Here's when rolling checksums become handy. We can compute a rolling checksum of a block as if it were a hash code. But it's possible to displace it afterwards. Adding next byte's contribution to the rolling checksum and substracting first block's byte contribution, we calculate the rolling checksum of a block displaced one byte from the previous one. In other words, if we have the rolling checksum of bytes X₁...X_n, it's cheap to calculate the checksum of bytes X₂...X_n+1. Even more, it's done fast and efficiently. Here's a better explanation of its use in rsync.

This type of checksums are called "weak". It means that there're more probabilities of a false match than with cryptographic methods. This is why when a match is found we compute a cryptographic checksum (more time and resource consuming) to confirm the match.

Let's go now for some salt. I'm talking about an idea the Tahoe filesystem team had about convergent encryption. Convergent encryption has a well known privacy problem which allows to check if someone has a file if you have it too. It's simple: you calculate its hash (once encrypted) and compare it with hashes that you store in your harddrive. I expect that it doesn't affect Peerbackup, as blocks will hopefully be located only by hash, not by propietary. But, just in case, how can the effects of this attack be avoided? Tahoe team has come to a good solution. They allow to add salt to the hash of the block. In cryptography, the word salt is used for a group of bits that are added to a plain text in order to make salted ciphertext different from unsalted one. Depending on the salt used, encrypted result will vary. To use this idea, salt text should be defined by each user, so deduplication would happen among every user with the same salt text. Let's say that the default behaviour is no salt text. Only if you define a salt phrase you will be protected from the attack and excluded from deduplication with other's files. If you trust someone, or a group of people, you could all use the same salt phrase and benefit from mutual deduplication.
I like the idea and plan to borrow it for Peerbackup.

Saturday, December 1, 2012

Files, blocks and deduplication

We've got a bunch of files to backup. We've got changes to these files through time. And we need an efficient method to store them and their changes.

The obvious solution comes first. Identify a file by path+name, its modification time, and then compress and backup it. To know if it has changed we can compare modification times. If the file to preserve is newer, we repeat the procedure. It works. It also is as far from optimal as it can get.

A first upgrade comes with a proper identification of the file. If we compute the hash code for its contents and use it to identify the file, we won't have to backup it again everytime we rename or move it. This helps with deduplication too. If the file exists more than once in the filesystem, we will be able now to do with just one copy of it. It may seem unimportant when we are backing up just one person's files, but we are dealing with an entire net of backups. Chances are that, if people from the same family share the program, they will share files too (photographs, i.e.). It doesn't mean that they know what others have in their computer. They don't and I will explain why and how it happens in the next post. If this procedure is applied to a company this is even more important. Different employees tend to have a huge list of duplicated files.

Another optimization are blocks. When a file is changed usually only a part of it is modified.

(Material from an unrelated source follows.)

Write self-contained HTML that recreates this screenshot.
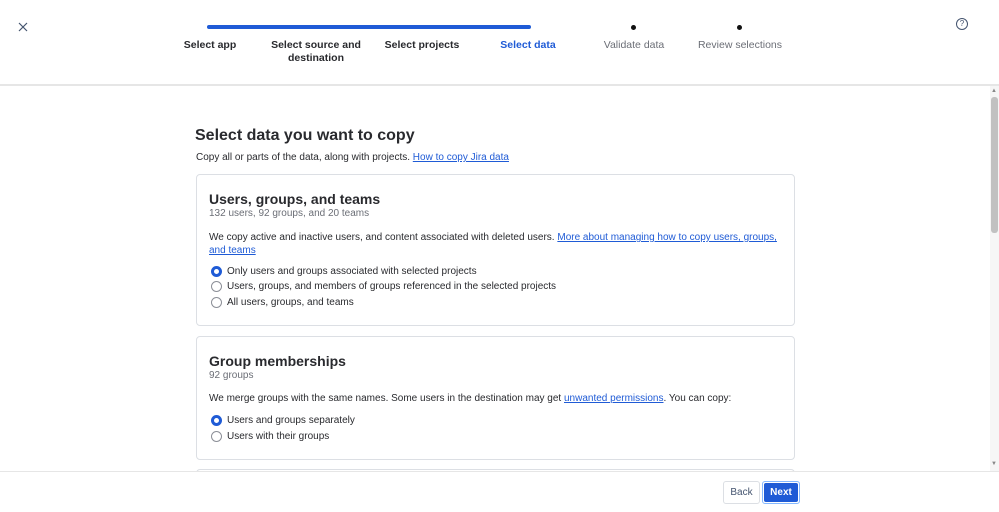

Splitting it in pieces (blocks) we can store only parts of the file that are changed, saving lots of space. Also, sometimes users store different versions of a file, only slightly modified. Blocks can save space and bandwith here too.

So what we are identifying by their hash codes and storing are blocks, not files. Files are then composed by its metadata (path+name, permissions...) and a list of blocks.

EDIT (12/02/2012): Last night a friend asked me how is deduplication possible when it means sharing data between users whose backups came from different nodes (with different cipher keys). One of the reasons of encrypting data is to keep it private. Privacy vs deduplication has been discussed in the Dropbox case.
Of course, he's right. I've re read the pStore paper and it achieves deduplication by encrypting blocks with a key derived from its hash code (convergent encryption). While it's unlikely that a user might get from another node a private or shared block which doesn't belong to him (even sha-1 has a 160 bit length), it seems quite plausible that a user could decrypt the whole content of his own hard drive, which consists of other people's backups. So for now "convergent encryption" is out and so is deduplication outside of own user's scope.
This only affects to backups made from different nodes. If a company has an unified backup, it can still benefit from deduplication. In this case the user (with a single cipher key) is the company, not its employees.
EDIT 2 (12/02/2012). I'm wrong again. Convergent encryption seems safe enough (though see attack here). I just didn't know how it's used. You can read about it here and here. In a nutshell: you calculate the hash of a file. Then generate a symmetric encryption key with it and encrypt the file. Then re-calculate the hash (this time of the encrypted file) and use it as the identifier or locator for the file. You must keep the first hash in order to decrypt the file. The only way of calculating the decryption key is having the original file.